File photo of Palace in Pyongyang.
by Lee Jong-Heon
UPI Correspondent
Seoul (UPI) March 21, 2007
As North Korea walked away from the negotiating table over a money transfer, South Korean analysts predict nuclear talks would be further stalled because Pyongyang is unlikely to drop its nuclear card.

North Korea has developed nuclear weapons for decades as a matter of survival in the face of outside threats, and it is not expected to abandon atomic weapons until the regime fully ensures its survival, analysts say, warning against overly optimistic views on defusing the nuclear standoff.

South Korea's diplomatic chief also described North Korea on Wednesday as "a headache and a hard-to-understand group" that makes the nuclear dialogue a fragile process, blaming the North's stalling tactics.

The warnings come at a time when the hard-won dialogue momentum on Pyongyang's nuclear drive was at risk of losing its way after the North's delegates suddenly left six-nation talks and refused to rejoin until $25 million of its funds are released from a Macau bank.

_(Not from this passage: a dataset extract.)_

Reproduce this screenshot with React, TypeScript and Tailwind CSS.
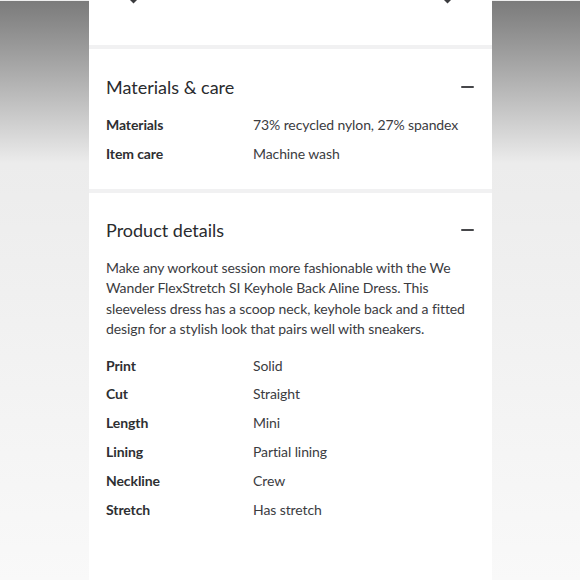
const MATERIALS = [
  { label: 'Materials', value: '73% recycled nylon, 27% spandex' },
  { label: 'Item care', value: 'Machine wash' },
];

const DETAILS = [
  { label: 'Print', value: 'Solid' },
  { label: 'Cut', value: 'Straight' },
  { label: 'Length', value: 'Mini' },
  { label: 'Lining', value: 'Partial lining' },
  { label: 'Neckline', value: 'Crew' },
  { label: 'Stretch', value: 'Has stretch' },
];

function Minus() {
  return <div className="w-[13px] h-[2px] bg-[#46474a] rounded-full" />;
}

function ChevronTip() {
  return (
    <svg width="7" height="4" viewBox="0 0 7 4" className="block">
      <path d="M0 0 L3.5 3.5 L7 0 Z" fill="#3a3b3e" />
    </svg>
  );
}

function Rows({ rows }: { rows: { label: string; value: string }[] }) {
  return (
    <div className="flex flex-col">
      {rows.map((r) => (
        <div key={r.label} className="flex leading-[28.8px] text-[14px] tracking-[-0.1px]">
          <div className="w-[147px] font-bold text-[#2e2f32]">{r.label}</div>
          <div className="text-[#3b3c3f]">{r.value}</div>
        </div>
      ))}
    </div>
  );
}

function SectionHeader({ title }: { title: string }) {
  return (
    <div className="flex items-center justify-between leading-[24px]">
      <h2 className="text-[18px] text-[#2a2b2e]">{title}</h2>
      <Minus />
    </div>
  );
}

export default function App() {
  return (
    <div
      className="w-[580px] h-[580px] flex overflow-hidden bg-white"
      style={{ fontFamily: 'Lato, "Open Sans", sans-serif' }}
    >
      {/* blurred backdrop, left */}
      <div className="w-[89px] shrink-0 border-t border-[#eeeeee] bg-gradient-to-b from-[#7b7b7b] via-[#ececec] via-[28%] to-[#f9f9f9]" />

      {/* product panel */}
      <div className="w-[403px] shrink-0 flex flex-col bg-white">
        <div className="h-[45px] flex justify-between px-[41px]">
          <ChevronTip />
          <ChevronTip />
        </div>
        <div className="h-[4px] bg-[#f1f1f2]" />

        <section className="pl-[17px] pr-[18px] pt-[26px] pb-[20px]">
          <SectionHeader title="Materials & care" />
          <div className="mt-[12px]">
            <Rows rows={MATERIALS} />
          </div>
        </section>

        <div className="h-[4px] bg-[#f1f1f2]" />

        <section className="pl-[17px] pr-[18px] pt-[25px]">
          <SectionHeader title="Product details" />
          <p className="mt-[16px] text-[14px] tracking-[-0.1px] leading-[20.5px] text-[#3b3c3f]">
            Make any workout session more fashionable with the We Wander FlexStretch SI Keyhole Back Aline
            Dress. This sleeveless dress has a scoop neck, keyhole back and a fitted design for a stylish
            look that pairs well with sneakers.
          </p>
          <div className="mt-[12px]">
            <Rows rows={DETAILS} />
          </div>
        </section>
      </div>

      {/* blurred backdrop, right */}
      <div className="flex-1 border-t border-[#eeeeee] bg-gradient-to-b from-[#7b7b7b] via-[#ececec] via-[28%] to-[#f9f9f9]" />
    </div>
  );
}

North Koreans walked out of the multilateral dialogue on Tuesday afternoon, complaining the money has not been transferred yet to its accounts at a Chinese bank -- denting hopes of turning the dialogue focus to the central issue of disabling Pyongyang's nuclear facilities.

The new round of six-party talks opened in Beijing on Monday with emerging optimism after the United States decided to release Pyongyang's funds frozen at Banco Delta Asia, clearing the key stumbling block to the nuclear disarmament of the communist country. The U.S. Treasury Department announced the decision just hours before the opening of the six-party talks, in a bid to push for major breakthroughs in the years-long nuclear standoff.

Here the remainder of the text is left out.